• [REQUEST] Look through the data below. Show each line where the string "page" occurs.

• [DATA PROVIDED]

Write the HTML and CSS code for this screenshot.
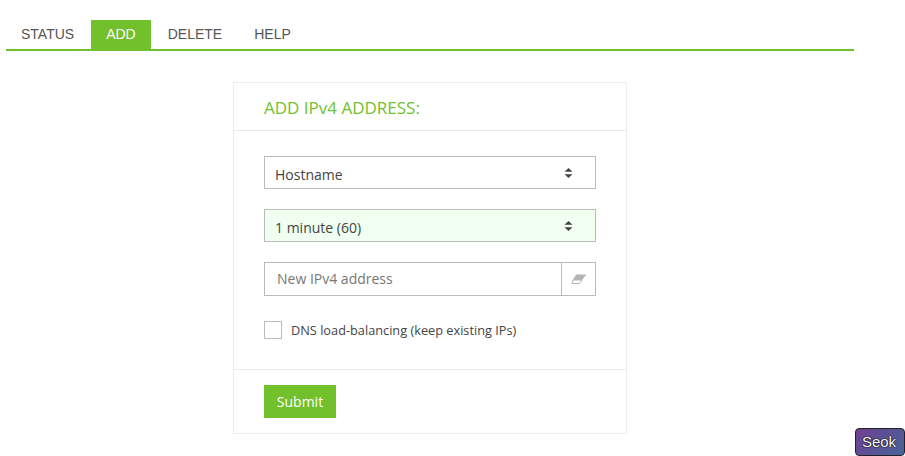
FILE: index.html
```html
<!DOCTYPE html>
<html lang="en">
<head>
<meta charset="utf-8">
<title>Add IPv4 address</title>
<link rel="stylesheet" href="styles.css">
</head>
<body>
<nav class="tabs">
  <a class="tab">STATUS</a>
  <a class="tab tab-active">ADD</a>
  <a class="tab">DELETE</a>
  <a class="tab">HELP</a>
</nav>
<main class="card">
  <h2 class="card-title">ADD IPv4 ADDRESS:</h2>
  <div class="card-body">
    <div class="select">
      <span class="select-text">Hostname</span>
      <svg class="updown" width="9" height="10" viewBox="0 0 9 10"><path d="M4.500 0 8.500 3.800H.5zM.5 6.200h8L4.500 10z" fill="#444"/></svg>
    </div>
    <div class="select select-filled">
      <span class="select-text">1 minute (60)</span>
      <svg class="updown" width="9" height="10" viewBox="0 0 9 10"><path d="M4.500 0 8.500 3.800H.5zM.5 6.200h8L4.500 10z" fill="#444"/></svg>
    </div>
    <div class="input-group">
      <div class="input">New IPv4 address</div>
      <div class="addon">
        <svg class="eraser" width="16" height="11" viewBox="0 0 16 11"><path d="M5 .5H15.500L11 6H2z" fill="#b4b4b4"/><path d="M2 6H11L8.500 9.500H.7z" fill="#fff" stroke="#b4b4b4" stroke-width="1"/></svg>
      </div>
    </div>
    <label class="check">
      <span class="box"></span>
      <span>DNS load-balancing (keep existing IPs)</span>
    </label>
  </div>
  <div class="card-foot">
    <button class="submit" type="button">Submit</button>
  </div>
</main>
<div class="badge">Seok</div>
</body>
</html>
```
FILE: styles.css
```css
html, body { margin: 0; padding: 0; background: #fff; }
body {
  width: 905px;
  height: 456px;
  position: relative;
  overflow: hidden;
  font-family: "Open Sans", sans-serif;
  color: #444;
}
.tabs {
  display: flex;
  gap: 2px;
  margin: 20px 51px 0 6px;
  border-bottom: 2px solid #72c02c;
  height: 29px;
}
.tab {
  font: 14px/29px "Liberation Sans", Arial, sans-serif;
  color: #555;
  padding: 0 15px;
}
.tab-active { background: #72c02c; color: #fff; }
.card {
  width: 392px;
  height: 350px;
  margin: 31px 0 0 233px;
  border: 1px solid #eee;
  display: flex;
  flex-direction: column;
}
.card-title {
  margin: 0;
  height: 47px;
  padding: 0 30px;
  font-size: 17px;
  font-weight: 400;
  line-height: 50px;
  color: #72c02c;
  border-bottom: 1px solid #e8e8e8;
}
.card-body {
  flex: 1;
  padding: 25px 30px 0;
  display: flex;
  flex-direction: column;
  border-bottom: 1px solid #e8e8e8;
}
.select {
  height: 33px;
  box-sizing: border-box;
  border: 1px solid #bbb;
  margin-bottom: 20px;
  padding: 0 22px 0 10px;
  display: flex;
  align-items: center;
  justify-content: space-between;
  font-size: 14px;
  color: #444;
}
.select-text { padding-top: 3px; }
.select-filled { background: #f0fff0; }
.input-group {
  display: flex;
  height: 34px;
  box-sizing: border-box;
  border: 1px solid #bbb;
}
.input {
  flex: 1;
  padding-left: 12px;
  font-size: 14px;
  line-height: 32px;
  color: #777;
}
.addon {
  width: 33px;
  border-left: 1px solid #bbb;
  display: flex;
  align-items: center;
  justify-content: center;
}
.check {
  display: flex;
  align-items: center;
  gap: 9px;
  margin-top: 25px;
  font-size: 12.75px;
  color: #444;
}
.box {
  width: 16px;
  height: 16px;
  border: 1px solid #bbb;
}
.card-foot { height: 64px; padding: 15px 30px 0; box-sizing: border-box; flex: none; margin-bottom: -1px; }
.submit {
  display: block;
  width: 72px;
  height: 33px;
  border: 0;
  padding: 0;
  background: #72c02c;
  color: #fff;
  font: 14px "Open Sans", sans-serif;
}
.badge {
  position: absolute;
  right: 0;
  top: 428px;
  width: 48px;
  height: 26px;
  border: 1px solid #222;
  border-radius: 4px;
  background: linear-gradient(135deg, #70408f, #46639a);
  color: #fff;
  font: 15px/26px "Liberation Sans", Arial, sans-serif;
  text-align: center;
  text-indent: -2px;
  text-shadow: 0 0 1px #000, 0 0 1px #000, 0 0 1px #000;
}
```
--
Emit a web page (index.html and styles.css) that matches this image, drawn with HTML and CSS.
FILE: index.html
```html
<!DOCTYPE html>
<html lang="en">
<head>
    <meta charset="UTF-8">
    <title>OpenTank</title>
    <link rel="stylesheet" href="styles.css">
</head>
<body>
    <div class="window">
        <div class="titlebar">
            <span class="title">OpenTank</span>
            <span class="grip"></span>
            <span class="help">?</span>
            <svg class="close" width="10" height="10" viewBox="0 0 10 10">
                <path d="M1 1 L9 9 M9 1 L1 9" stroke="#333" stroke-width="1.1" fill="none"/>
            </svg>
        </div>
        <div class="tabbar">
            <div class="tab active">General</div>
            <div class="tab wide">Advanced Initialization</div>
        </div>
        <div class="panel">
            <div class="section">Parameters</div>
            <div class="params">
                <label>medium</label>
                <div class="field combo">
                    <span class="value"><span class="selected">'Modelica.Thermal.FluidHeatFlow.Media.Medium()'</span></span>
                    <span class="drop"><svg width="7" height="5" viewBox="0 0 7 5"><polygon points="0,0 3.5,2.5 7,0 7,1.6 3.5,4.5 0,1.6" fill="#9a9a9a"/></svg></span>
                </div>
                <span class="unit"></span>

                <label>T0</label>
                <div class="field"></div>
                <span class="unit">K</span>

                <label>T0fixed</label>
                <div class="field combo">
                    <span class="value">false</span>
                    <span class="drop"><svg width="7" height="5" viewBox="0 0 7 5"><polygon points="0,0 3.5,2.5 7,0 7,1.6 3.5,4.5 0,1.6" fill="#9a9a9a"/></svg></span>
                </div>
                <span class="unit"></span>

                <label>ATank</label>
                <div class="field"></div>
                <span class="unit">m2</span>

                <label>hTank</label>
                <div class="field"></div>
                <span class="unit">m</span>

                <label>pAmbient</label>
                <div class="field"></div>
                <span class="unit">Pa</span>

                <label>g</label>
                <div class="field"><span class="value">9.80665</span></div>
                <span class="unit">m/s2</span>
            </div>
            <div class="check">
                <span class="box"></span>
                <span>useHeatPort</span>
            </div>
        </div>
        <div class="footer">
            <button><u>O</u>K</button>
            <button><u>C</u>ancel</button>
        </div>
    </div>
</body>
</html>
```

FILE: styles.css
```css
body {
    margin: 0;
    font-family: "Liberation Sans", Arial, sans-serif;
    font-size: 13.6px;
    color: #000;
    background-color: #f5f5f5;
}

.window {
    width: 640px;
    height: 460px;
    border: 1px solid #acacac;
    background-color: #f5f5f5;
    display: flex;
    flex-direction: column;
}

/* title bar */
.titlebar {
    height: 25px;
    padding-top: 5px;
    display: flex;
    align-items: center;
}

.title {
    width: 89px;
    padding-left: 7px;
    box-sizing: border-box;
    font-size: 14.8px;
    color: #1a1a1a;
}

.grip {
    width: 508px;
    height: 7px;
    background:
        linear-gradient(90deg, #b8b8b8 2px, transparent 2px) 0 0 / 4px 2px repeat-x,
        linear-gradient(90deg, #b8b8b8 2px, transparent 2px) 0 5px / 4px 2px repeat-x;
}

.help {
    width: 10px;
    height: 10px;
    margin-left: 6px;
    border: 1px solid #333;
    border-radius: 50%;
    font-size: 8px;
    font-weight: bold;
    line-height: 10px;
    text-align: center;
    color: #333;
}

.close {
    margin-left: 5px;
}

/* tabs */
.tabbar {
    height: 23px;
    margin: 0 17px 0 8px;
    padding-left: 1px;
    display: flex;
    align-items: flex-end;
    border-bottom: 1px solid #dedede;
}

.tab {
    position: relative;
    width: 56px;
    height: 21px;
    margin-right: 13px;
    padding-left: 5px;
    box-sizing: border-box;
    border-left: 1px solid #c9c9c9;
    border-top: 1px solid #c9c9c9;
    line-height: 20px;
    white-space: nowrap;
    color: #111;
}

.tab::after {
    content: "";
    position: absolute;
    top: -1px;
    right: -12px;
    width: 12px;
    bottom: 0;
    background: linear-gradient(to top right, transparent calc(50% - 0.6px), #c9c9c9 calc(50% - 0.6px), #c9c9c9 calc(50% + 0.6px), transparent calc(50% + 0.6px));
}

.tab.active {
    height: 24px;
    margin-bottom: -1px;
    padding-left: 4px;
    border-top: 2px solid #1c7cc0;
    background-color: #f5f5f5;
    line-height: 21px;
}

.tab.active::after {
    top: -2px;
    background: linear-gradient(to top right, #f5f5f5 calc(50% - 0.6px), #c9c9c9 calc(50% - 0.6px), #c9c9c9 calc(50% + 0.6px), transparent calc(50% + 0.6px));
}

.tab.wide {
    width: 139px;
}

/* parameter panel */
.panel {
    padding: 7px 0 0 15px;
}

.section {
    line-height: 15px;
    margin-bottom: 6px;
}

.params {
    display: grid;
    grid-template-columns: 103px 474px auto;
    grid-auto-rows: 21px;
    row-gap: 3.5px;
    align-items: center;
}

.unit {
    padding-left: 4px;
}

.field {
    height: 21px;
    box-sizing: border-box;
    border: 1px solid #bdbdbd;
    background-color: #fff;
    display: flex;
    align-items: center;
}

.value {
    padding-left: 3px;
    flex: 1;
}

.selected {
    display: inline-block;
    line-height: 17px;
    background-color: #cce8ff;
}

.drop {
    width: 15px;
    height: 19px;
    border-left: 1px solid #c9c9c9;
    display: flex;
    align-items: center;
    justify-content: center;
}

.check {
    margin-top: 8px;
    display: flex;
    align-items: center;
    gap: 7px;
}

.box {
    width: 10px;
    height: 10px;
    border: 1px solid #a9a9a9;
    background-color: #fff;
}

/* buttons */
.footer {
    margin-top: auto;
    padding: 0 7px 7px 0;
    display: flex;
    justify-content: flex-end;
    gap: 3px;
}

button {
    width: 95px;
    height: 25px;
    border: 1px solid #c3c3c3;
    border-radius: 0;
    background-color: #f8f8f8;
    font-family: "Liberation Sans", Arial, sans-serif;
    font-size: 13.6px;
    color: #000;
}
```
==
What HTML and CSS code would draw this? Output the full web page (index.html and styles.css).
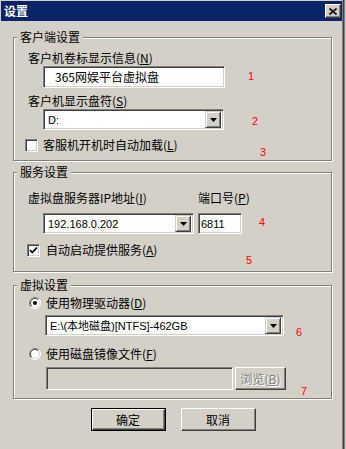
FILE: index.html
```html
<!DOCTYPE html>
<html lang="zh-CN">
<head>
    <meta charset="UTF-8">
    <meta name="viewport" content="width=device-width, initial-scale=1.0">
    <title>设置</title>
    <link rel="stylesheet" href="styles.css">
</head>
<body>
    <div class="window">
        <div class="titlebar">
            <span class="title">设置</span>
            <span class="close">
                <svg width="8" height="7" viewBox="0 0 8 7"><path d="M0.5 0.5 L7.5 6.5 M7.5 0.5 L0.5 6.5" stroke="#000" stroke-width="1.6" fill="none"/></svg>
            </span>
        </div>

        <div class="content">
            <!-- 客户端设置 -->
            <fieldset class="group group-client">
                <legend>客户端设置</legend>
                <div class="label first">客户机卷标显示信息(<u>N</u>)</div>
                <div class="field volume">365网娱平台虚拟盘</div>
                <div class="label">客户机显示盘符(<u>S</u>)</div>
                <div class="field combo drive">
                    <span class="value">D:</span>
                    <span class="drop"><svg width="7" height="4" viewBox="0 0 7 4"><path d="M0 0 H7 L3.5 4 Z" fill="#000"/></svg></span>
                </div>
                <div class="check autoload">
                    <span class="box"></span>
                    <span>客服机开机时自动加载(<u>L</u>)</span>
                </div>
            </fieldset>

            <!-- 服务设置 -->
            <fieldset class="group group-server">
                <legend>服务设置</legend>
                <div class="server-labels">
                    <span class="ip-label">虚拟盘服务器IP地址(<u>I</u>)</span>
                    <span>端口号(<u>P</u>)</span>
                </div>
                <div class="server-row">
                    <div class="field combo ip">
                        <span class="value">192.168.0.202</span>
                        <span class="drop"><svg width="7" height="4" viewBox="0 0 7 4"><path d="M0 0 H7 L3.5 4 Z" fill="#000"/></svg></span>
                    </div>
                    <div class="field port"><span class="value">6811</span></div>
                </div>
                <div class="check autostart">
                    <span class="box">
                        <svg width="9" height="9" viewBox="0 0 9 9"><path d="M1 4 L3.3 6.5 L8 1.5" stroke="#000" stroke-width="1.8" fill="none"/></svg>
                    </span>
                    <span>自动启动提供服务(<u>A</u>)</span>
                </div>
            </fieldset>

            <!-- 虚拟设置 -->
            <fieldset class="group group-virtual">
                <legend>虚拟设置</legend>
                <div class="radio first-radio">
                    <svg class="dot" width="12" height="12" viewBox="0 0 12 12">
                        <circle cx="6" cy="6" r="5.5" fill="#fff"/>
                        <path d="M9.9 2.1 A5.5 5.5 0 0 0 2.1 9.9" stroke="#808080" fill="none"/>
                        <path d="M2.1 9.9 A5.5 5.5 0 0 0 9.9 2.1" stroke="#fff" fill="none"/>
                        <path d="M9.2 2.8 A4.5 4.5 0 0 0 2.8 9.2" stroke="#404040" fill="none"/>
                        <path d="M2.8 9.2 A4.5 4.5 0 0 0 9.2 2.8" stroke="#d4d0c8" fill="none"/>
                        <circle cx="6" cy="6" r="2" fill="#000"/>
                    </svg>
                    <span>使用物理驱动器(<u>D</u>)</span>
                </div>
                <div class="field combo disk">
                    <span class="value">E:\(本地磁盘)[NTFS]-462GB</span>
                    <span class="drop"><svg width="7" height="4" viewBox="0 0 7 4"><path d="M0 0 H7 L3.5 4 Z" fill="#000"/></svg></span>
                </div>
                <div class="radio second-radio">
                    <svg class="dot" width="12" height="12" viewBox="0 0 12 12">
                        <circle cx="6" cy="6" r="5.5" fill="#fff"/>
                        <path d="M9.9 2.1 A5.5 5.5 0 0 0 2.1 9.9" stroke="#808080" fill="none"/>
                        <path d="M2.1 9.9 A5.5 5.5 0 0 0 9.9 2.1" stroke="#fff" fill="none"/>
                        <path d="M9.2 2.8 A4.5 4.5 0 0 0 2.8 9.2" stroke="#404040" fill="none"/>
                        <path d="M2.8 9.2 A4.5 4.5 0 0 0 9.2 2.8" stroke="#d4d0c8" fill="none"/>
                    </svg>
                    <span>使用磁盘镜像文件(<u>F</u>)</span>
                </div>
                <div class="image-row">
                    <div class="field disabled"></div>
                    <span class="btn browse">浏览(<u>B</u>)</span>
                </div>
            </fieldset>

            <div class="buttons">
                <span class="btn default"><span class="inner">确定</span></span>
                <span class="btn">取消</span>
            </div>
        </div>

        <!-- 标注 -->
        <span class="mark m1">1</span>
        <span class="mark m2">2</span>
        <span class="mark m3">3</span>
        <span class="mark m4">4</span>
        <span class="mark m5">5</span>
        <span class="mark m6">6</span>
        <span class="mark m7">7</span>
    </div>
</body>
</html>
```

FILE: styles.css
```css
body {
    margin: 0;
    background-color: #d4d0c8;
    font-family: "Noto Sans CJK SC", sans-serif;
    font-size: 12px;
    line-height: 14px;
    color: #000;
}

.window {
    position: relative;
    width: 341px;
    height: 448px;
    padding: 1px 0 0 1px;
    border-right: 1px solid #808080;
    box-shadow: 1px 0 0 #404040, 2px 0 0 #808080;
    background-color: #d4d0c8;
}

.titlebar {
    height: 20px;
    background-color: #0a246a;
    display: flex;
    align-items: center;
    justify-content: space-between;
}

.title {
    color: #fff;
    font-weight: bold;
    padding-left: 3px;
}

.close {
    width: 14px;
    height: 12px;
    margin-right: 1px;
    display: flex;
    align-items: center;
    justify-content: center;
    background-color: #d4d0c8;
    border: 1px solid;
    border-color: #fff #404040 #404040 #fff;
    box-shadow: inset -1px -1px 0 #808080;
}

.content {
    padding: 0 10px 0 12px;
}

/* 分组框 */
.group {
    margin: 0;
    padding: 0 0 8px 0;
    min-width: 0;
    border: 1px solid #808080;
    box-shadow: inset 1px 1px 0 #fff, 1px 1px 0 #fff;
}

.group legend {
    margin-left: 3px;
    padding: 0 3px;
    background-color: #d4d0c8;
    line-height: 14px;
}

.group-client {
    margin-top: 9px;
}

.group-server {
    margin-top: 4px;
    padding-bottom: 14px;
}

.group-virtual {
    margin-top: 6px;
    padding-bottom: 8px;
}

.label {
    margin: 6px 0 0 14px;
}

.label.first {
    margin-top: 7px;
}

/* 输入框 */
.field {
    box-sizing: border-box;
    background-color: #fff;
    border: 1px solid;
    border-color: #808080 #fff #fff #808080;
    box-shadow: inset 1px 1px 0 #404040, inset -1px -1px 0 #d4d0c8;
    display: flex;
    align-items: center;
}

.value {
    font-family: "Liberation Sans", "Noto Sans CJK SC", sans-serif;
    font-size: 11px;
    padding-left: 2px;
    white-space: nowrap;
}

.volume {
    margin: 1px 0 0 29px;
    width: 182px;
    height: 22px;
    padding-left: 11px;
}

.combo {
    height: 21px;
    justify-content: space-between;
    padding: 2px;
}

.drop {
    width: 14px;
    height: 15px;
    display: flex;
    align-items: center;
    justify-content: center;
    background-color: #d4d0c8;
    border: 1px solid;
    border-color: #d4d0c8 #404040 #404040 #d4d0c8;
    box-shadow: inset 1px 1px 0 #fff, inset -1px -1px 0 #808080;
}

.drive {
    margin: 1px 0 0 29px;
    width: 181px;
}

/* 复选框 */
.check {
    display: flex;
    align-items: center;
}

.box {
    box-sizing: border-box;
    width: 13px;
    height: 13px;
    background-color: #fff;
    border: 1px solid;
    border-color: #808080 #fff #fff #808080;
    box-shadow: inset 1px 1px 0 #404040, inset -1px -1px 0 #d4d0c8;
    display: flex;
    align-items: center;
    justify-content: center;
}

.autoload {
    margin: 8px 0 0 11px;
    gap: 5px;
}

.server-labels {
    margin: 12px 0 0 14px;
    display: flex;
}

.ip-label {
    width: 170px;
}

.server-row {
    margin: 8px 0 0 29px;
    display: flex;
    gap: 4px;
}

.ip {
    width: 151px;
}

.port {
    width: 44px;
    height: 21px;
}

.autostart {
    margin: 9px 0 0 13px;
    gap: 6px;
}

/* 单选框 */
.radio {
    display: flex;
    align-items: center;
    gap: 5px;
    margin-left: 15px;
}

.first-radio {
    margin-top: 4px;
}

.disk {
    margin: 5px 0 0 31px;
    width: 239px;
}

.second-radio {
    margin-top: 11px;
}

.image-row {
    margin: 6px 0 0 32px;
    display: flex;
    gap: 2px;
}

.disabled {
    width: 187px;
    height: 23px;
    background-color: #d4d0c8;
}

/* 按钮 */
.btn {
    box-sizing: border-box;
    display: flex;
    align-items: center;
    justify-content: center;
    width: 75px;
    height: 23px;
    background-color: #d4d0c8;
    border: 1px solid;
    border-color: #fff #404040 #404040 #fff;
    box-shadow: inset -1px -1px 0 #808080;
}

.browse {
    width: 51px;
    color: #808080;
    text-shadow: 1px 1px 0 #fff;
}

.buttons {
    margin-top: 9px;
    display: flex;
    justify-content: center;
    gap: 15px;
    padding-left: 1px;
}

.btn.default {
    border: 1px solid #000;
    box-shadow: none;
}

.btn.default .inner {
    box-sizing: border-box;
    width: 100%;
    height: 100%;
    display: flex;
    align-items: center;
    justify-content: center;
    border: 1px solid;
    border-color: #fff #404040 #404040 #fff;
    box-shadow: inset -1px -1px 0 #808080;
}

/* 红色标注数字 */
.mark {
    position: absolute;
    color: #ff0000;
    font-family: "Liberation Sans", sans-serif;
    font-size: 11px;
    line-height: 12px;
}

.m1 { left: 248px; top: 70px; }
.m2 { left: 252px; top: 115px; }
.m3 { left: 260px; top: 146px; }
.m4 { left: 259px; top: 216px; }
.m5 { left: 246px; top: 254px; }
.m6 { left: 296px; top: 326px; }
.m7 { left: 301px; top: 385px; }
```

• [THE REPLY]
Emit a web page (index.html and styles.css) that matches this image, drawn with HTML and CSS.
What HTML and CSS code would draw this? Output the full web page (index.html and styles.css).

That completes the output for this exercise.